◆ Records ◆

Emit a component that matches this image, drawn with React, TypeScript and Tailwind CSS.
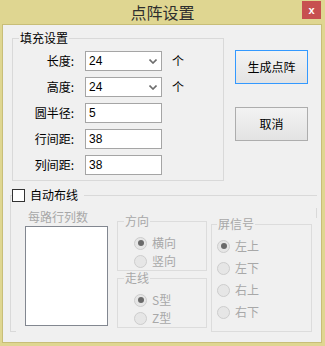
import React from "react";

const cjk = "font-['Noto_Sans_CJK_SC','Liberation_Sans',sans-serif]";

type RadioProps = {
  label: string;
  checked?: boolean;
};

function Radio({ label, checked }: RadioProps) {
  return (
    <div className="flex items-center h-[14px]">
      <span
        className="
          w-[13px]
          h-[13px]
          rounded-full
          border
          border-[#cdcdcd]
          bg-[#e6e6e6]
          flex
          items-center
          justify-center
        "
      >
        {checked && <span className="w-[6px] h-[6px] rounded-full bg-[#6a6a6a]" />}
      </span>
      <span className="ml-[5px] text-[12px] leading-[14px] text-[#a8a8a8]">{label}</span>
    </div>
  );
}

function Chevron() {
  return (
    <svg width="8" height="5" viewBox="0 0 8 5" className="mr-[4px]">
      <path d="M0.5 0.5 L4 4 L7.5 0.5" fill="none" stroke="#6d6d6d" strokeWidth="1.6" />
    </svg>
  );
}

type FieldRowProps = {
  label: string;
  value: string;
  select?: boolean;
};

function FieldRow({ label, value, select }: FieldRowProps) {
  return (
    <div className="flex items-center h-[20px]">
      <span className="w-[61px] text-right text-[12px] text-black">{label}</span>
      <div
        className="
          ml-[11px]
          w-[77px]
          h-[20px]
          border
          border-[#a5a5a5]
          bg-white
          flex
          items-center
          justify-between
        "
      >
        <span className="pl-[3px] text-[12px] font-['Liberation_Sans',sans-serif] text-black leading-none">
          {value}
        </span>
        {select && <Chevron />}
      </div>
      {select && <span className="ml-[10px] text-[12px] text-black">个</span>}
    </div>
  );
}

export default function App() {
  return (
    <div className={`w-[325px] h-[346px] bg-[#dfd691] flex flex-col ${cjk}`}>

      {/* TITLE BAR */}
      <div className="relative h-[24px] flex items-center justify-center">
        <span className="text-[16px] leading-none text-[#2e2e2e]">点阵设置</span>
        <div
          className="
            absolute
            right-[4px]
            top-[1px]
            w-[19px]
            h-[18px]
            bg-[#c75050]
            flex
            items-center
            justify-center
            text-white
            text-[11px]
            font-bold
            font-['Liberation_Sans',sans-serif]
            leading-none
          "
        >
          x
        </div>
      </div>

      {/* CLIENT AREA */}
      <div
        className="
          ml-[2px]
          w-[320px]
          h-[319px]
          border
          border-[#c8be78]
          bg-[#f0f0f0]
          pl-[7px]
          pt-[6px]
        "
      >

        {/* TOP SECTION */}
        <div className="flex items-start">
          <fieldset className="ml-[2px] w-[212px] border border-[#d9d9d9] pb-[5px]">
            <legend className="ml-[6px] px-[1px] text-[12px] leading-[14px] text-black">填充设置</legend>
            <div className="flex flex-col gap-[6px] pt-[6px]">
              <FieldRow label="长度:" value="24" select />
              <FieldRow label="高度:" value="24" select />
              <FieldRow label="圆半径:" value="5" />
              <FieldRow label="行间距:" value="38" />
              <FieldRow label="列间距:" value="38" />
            </div>
          </fieldset>

          <div className="ml-[11px] mt-[19px] flex flex-col gap-[23px]">
            <button
              className="
                w-[73px]
                h-[34px]
                border
                border-[#3399ff]
                bg-gradient-to-b
                from-[#f3f3f3]
                to-[#e3e3e3]
                text-[12px]
                text-black
              "
            >
              生成点阵
            </button>
            <button
              className="
                w-[73px]
                h-[34px]
                border
                border-[#adadad]
                bg-gradient-to-b
                from-[#f3f3f3]
                to-[#e3e3e3]
                text-[12px]
                text-black
              "
            >
              取消
            </button>
          </div>
        </div>

        {/* AUTO ROUTING */}
        <fieldset className="relative mt-[7px] w-[307px] h-[144px] border-l border-t border-[#d9d9d9]">
          <legend className="ml-[1px]">
            <div className="flex items-center gap-[5px] pr-[6px] h-[14px]">
              <span className="w-[13px] h-[13px] border border-[#333333] bg-white" />
              <span className="text-[12px] leading-[14px] text-black">自动布线</span>
            </div>
          </legend>
          <span className="absolute right-0 top-[6px] w-px h-[10px] bg-[#d9d9d9]" />
          <span className="absolute left-0 bottom-0 w-[5px] h-px bg-[#d9d9d9]" />

          <div className="flex items-start">

            {/* LIST */}
            <div className="ml-[14px] mt-[8px] flex flex-col">
              <span className="pl-[3px] text-[12px] leading-[14px] text-[#a8a8a8]">每路行列数</span>
              <div className="mt-[2px] w-[83px] h-[100px] border border-[#828790] bg-white" />
            </div>

            {/* DIRECTION + ROUTE */}
            <div className="ml-[9px] mt-[12px] flex flex-col">
              <fieldset className="w-[90px] border border-[#dcdcdc] pb-[2px]">
                <legend className="ml-[6px] px-[1px] text-[12px] leading-[14px] text-[#a8a8a8]">方向</legend>
                <div className="pl-[16px] pt-[8px] flex flex-col gap-[4px]">
                  <Radio label="横向" checked />
                  <Radio label="竖向" />
                </div>
              </fieldset>
              <fieldset className="w-[90px] border border-[#dcdcdc] pb-[2px]">
                <legend className="ml-[6px] px-[1px] text-[12px] leading-[14px] text-[#a8a8a8]">走线</legend>
                <div className="pl-[16px] pt-[8px] flex flex-col gap-[4px]">
                  <Radio label="S型" checked />
                  <Radio label="Z型" />
                </div>
              </fieldset>
            </div>

            {/* SCREEN SIGNAL */}
            <fieldset className="ml-[4px] mt-[15px] w-[101px] border border-[#dcdcdc] pb-[12px]">
              <legend className="ml-[5px] px-[1px] text-[12px] leading-[14px] text-[#a8a8a8]">屏信号</legend>
              <div className="pl-[5px] pt-[8px] flex flex-col gap-[8px]">
                <Radio label="左上" checked />
                <Radio label="左下" />
                <Radio label="右上" />
                <Radio label="右下" />
              </div>
            </fieldset>

          </div>
        </fieldset>

      </div>
    </div>
  );
}
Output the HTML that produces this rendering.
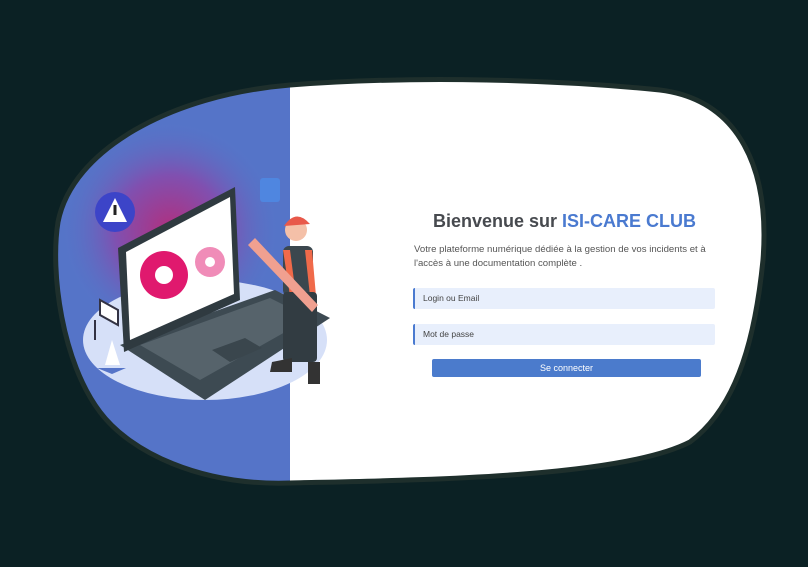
<!DOCTYPE html>
<html><head><meta charset="utf-8"><style>
html,body{margin:0;padding:0;background:#0b2124;width:808px;height:567px;overflow:hidden;font-family:"Liberation Sans",Arial,sans-serif}
svg{position:absolute;left:0;top:0}
h1{position:absolute;left:433px;top:211px;margin:0;font-size:18px;font-weight:bold;color:#474a4f;white-space:nowrap}
h1 span{color:#4a7ad0}
p{position:absolute;left:414px;top:243px;margin:0;width:310px;font-size:9.6px;line-height:14px;color:#555}
.in{position:absolute;left:413px;height:21px;background:#e8effc;border-left:2px solid #4a7ad0;border-radius:2px;font-size:8.5px;color:#444;line-height:21px;padding-left:8px;box-sizing:border-box;width:302px}
.btn{position:absolute;left:432px;top:359px;width:269px;height:18px;background:#4b7bcc;border-radius:2px;color:#fff;font-size:9px;text-align:center;line-height:18px}
</style></head><body>
<svg width="808" height="567" viewBox="0 0 808 567">
<defs>
<clipPath id="b"><path d="M290,85 C420,75 560,80 660,90 C740,100 770,170 763,260 C756,330 740,405 690,442 C620,478 420,480 290,483 C200,486 130,452 100,412 C62,362 50,272 58,222 C72,150 170,95 290,85 Z"/></clipPath>
<radialGradient id="g" cx="170" cy="230" r="110" gradientUnits="userSpaceOnUse"><stop offset="0" stop-color="#b0307f"/><stop offset="0.5" stop-color="#8050b0"/><stop offset="1" stop-color="#5574c8" stop-opacity="0"/></radialGradient>
</defs>
<g clip-path="url(#b)">
<rect x="0" y="0" width="808" height="567" fill="#fff"/>
<rect x="0" y="0" width="290" height="567" fill="#5574c8"/>
<rect x="0" y="0" width="290" height="567" fill="url(#g)"/>
</g>
<path d="M290,85 C420,75 560,80 660,90 C740,100 770,170 763,260 C756,330 740,405 690,442 C620,478 420,480 290,483 C200,486 130,452 100,412 C62,362 50,272 58,222 C72,150 170,95 290,85 Z" fill="none" stroke="#1e2f2c" stroke-width="5"/>
<ellipse cx="205" cy="340" rx="122" ry="60" fill="#d6e0f8"/>
<path d="M120,345 L275,290 L330,318 L205,400 Z" fill="#3d4a52"/>
<path d="M140,345 L270,298 L310,318 L200,380 Z" fill="#56636b"/>
<path d="M212,350 L245,338 L262,348 L230,362 Z" fill="#3a464d"/>
<path d="M118,248 L235,187 L240,300 L124,352 Z" fill="#2f3a40"/>
<path d="M126,252 L230,197 L234,294 L130,340 Z" fill="#fff"/>
<circle cx="164" cy="275" r="24" fill="#e0196e"/><circle cx="164" cy="275" r="9" fill="#fff"/>
<circle cx="210" cy="262" r="15" fill="#f08cb8"/><circle cx="210" cy="262" r="5" fill="#fff"/>
<circle cx="115" cy="212" r="20" fill="#3c44c8"/>
<path d="M115,198 L127,222 L103,222 Z" fill="#fff"/>
<rect x="113.5" y="205" width="3" height="10" fill="#222"/>
<rect x="260" y="178" width="20" height="24" rx="3" fill="#4f86e0"/>
<rect x="283" y="246" width="30" height="50" rx="6" fill="#3b474e"/>
<path d="M283,250 L290,296 L296,296 L290,250Z M305,250 L310,296 L316,296 L312,250Z" fill="#f06a4a"/>
<rect x="283" y="292" width="34" height="70" rx="4" fill="#323c42"/>
<circle cx="296" cy="230" r="11" fill="#f4c0a8"/>
<path d="M284,226 Q296,208 310,224 Z" fill="#e8594a"/>
<path d="M255,238 L318,305 L312,312 L248,245 Z" fill="#f0a090"/>
<path d="M272,362 L292,358 L292,372 L270,372 Z M308,362 L320,362 L320,384 L308,384 Z" fill="#333"/>
<path d="M105,365 L112,340 L120,365 Z" fill="#fff"/><path d="M97,368 L126,368 L112,374 Z" fill="#5574c8"/>
<path d="M95,320 L95,340 M100,300 L118,310 L118,325 L100,315Z" stroke="#334" stroke-width="2" fill="#fff"/>
</svg>
<h1>Bienvenue sur <span>ISI-CARE CLUB</span></h1>
<p>Votre plateforme numérique dédiée à la gestion de vos incidents et à l'accès à une documentation complète .</p>
<div class="in" style="top:288px">Login ou Email</div>
<div class="in" style="top:324px">Mot de passe</div>
<div class="btn">Se connecter</div>
</body></html>
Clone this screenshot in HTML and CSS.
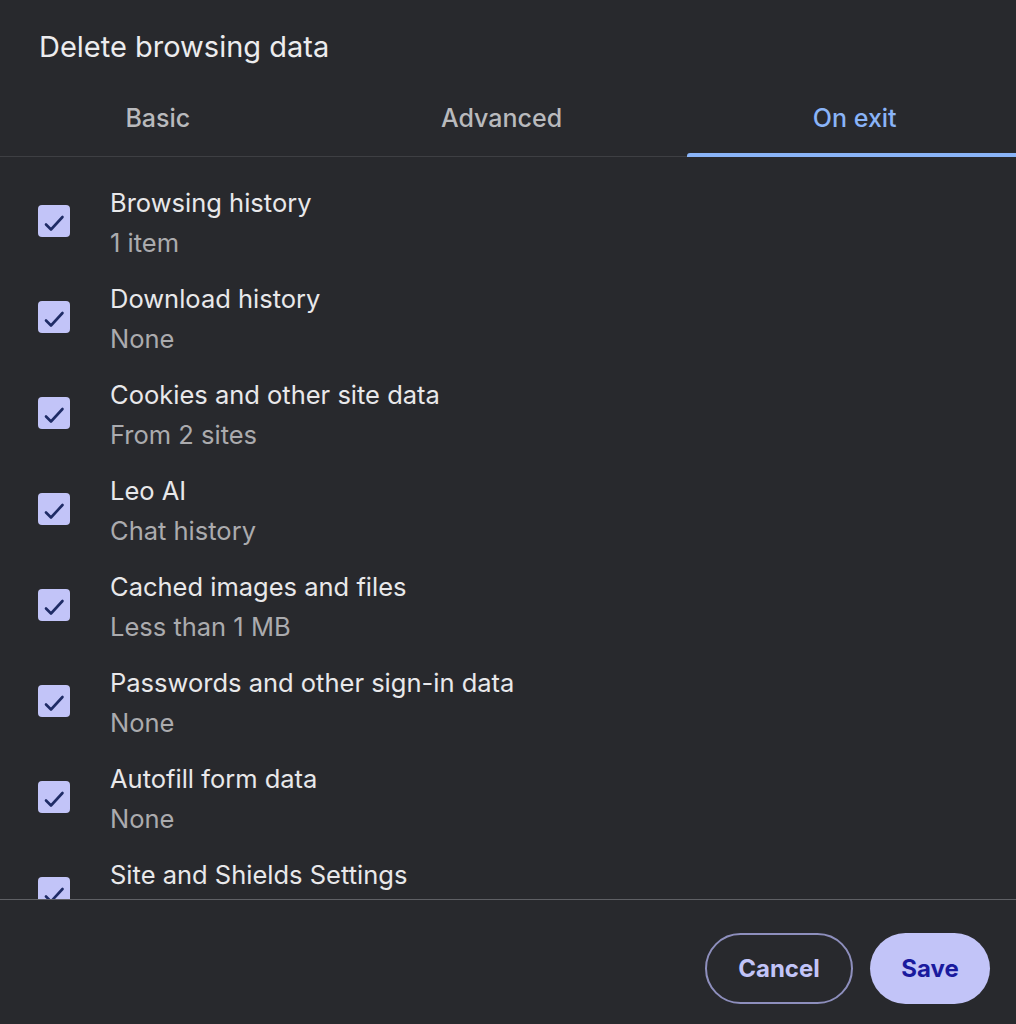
FILE: index.html
```html
<!DOCTYPE html>
<html>
<head>
<meta charset="utf-8">
<link rel="stylesheet" href="styles.css">
</head>
<body>
<div class="dialog">
  <h1 class="title">Delete browsing data</h1>
  <div class="tabs">
    <div class="tab">Basic</div>
    <div class="tab">Advanced</div>
    <div class="tab active">On exit</div>
  </div>
  <div class="list">
    <div class="row"><span class="cb"><svg viewBox="0 0 32 32"><path d="M8 19.5 L13 24.5 L24.5 12"/></svg></span><div class="text"><div class="label">Browsing history</div><div class="sub">1 item</div></div></div>
    <div class="row"><span class="cb"><svg viewBox="0 0 32 32"><path d="M8 19.5 L13 24.5 L24.5 12"/></svg></span><div class="text"><div class="label">Download history</div><div class="sub">None</div></div></div>
    <div class="row"><span class="cb"><svg viewBox="0 0 32 32"><path d="M8 19.5 L13 24.5 L24.5 12"/></svg></span><div class="text"><div class="label">Cookies and other site data</div><div class="sub">From 2 sites</div></div></div>
    <div class="row"><span class="cb"><svg viewBox="0 0 32 32"><path d="M8 19.5 L13 24.5 L24.5 12"/></svg></span><div class="text"><div class="label">Leo AI</div><div class="sub">Chat history</div></div></div>
    <div class="row"><span class="cb"><svg viewBox="0 0 32 32"><path d="M8 19.5 L13 24.5 L24.5 12"/></svg></span><div class="text"><div class="label">Cached images and files</div><div class="sub">Less than 1 MB</div></div></div>
    <div class="row"><span class="cb"><svg viewBox="0 0 32 32"><path d="M8 19.5 L13 24.5 L24.5 12"/></svg></span><div class="text"><div class="label">Passwords and other sign-in data</div><div class="sub">None</div></div></div>
    <div class="row"><span class="cb"><svg viewBox="0 0 32 32"><path d="M8 19.5 L13 24.5 L24.5 12"/></svg></span><div class="text"><div class="label">Autofill form data</div><div class="sub">None</div></div></div>
    <div class="row"><span class="cb"><svg viewBox="0 0 32 32"><path d="M8 19.5 L13 24.5 L24.5 12"/></svg></span><div class="text"><div class="label">Site and Shields Settings</div><div class="sub-spacer"></div></div></div>
  </div>
  <div class="footer">
    <button class="btn cancel">Cancel</button>
    <button class="btn save">Save</button>
  </div>
</div>
</body>
</html>
```

FILE: styles.css
```css
html, body {
  margin: 0;
  padding: 0;
  background: #28292d;
}
body {
  font-family: Inter, "Noto Sans", sans-serif;
  color: #e8e8ea;
}
.dialog {
  width: 1016px;
  height: 1024px;
  display: flex;
  flex-direction: column;
  background: #28292d;
  overflow: hidden;
}
.title {
  margin: 0;
  padding: 27px 39px 0;
  height: 39px;
  font-size: 29px;
  font-weight: 400;
  line-height: 39px;
  color: #ececee;
}
.tabs {
  display: flex;
  border-bottom: 1px solid #3e3f43;
  height: 91px;
  box-sizing: border-box;
  margin-right: -6px;
}
.tab {
  flex: 1 1 auto;
  text-align: center;
  font-size: 25px;
  font-weight: 500;
  color: #b9babd;
  padding-top: 35px;
  line-height: 34px;
  box-sizing: border-box;
  position: relative;
}
.tab.active {
  color: #8ab4f8;
}
.tab.active::after {
  content: "";
  position: absolute;
  left: 0;
  right: 0;
  bottom: -1px;
  height: 4px;
  background: #8ab4f8;
  border-radius: 3px 3px 0 0;
}
.list {
  flex: 1;
  overflow: hidden;
  padding: 26px 0 0 38px;
  border-bottom: 1px solid #5f6065;
}
.row {
  display: flex;
  align-items: center;
  height: 80px;
  margin-bottom: 16px;
}
.cb {
  width: 32px;
  height: 32px;
  border-radius: 4px;
  background: #c2c4f8;
  flex: none;
  display: block;
  margin-top: -4px;
}
.cb svg {
  width: 32px;
  height: 32px;
  display: block;
  fill: none;
  stroke: #1f2c66;
  stroke-width: 2.6;
  stroke-linecap: round;
  stroke-linejoin: round;
}
.text {
  margin-left: 40px;
}
.label {
  font-size: 25.5px;
  line-height: 40px;
  color: #e8e8ea;
}
.sub {
  font-size: 25.5px;
  line-height: 40px;
  color: #ababae;
}
.sub-spacer {
  height: 40px;
}
.footer {
  display: flex;
  justify-content: flex-end;
  align-items: flex-start;
  gap: 17px;
  padding: 33px 26px 0 0;
  height: 91px;
  flex: none;
}
.btn {
  font-family: Inter, "Noto Sans", sans-serif;
  font-size: 24px;
  font-weight: 700;
  height: 71px;
  border-radius: 36px;
  cursor: pointer;
}
.cancel {
  width: 148px;
  background: transparent;
  border: 2px solid #8e8fbd;
  color: #c2c4f8;
}
.save {
  width: 120px;
  background: #c2c4f8;
  border: none;
  color: #1a1a9e;
}
```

◆ What is expected ◆
Restate, line by line and word for word, everything from the top of the material through the line that contains "h-[346px] bg-[#dfd691] flex". Leave pictures out.

◆ Solution ◆
Emit a component that matches this image, drawn with React, TypeScript and Tailwind CSS.
import React from "react";

const cjk = "font-['Noto_Sans_CJK_SC','Liberation_Sans',sans-serif]";

type RadioProps = {
  label: string;
  checked?: boolean;
};

function Radio({ label, checked }: RadioProps) {
  return (
    <div className="flex items-center h-[14px]">
      <span
        className="
          w-[13px]
          h-[13px]
          rounded-full
          border
          border-[#cdcdcd]
          bg-[#e6e6e6]
          flex
          items-center
          justify-center
        "
      >
        {checked && <span className="w-[6px] h-[6px] rounded-full bg-[#6a6a6a]" />}
      </span>
      <span className="ml-[5px] text-[12px] leading-[14px] text-[#a8a8a8]">{label}</span>
    </div>
  );
}

function Chevron() {
  return (
    <svg width="8" height="5" viewBox="0 0 8 5" className="mr-[4px]">
      <path d="M0.5 0.5 L4 4 L7.5 0.5" fill="none" stroke="#6d6d6d" strokeWidth="1.6" />
    </svg>
  );
}

type FieldRowProps = {
  label: string;
  value: string;
  select?: boolean;
};

function FieldRow({ label, value, select }: FieldRowProps) {
  return (
    <div className="flex items-center h-[20px]">
      <span className="w-[61px] text-right text-[12px] text-black">{label}</span>
      <div
        className="
          ml-[11px]
          w-[77px]
          h-[20px]
          border
          border-[#a5a5a5]
          bg-white
          flex
          items-center
          justify-between
        "
      >
        <span className="pl-[3px] text-[12px] font-['Liberation_Sans',sans-serif] text-black leading-none">
          {value}
        </span>
        {select && <Chevron />}
      </div>
      {select && <span className="ml-[10px] text-[12px] text-black">个</span>}
    </div>
  );
}

export default function App() {
  return (
    <div className={`w-[325px] h-[346px] bg-[#dfd691] flex flex-col ${cjk}`}>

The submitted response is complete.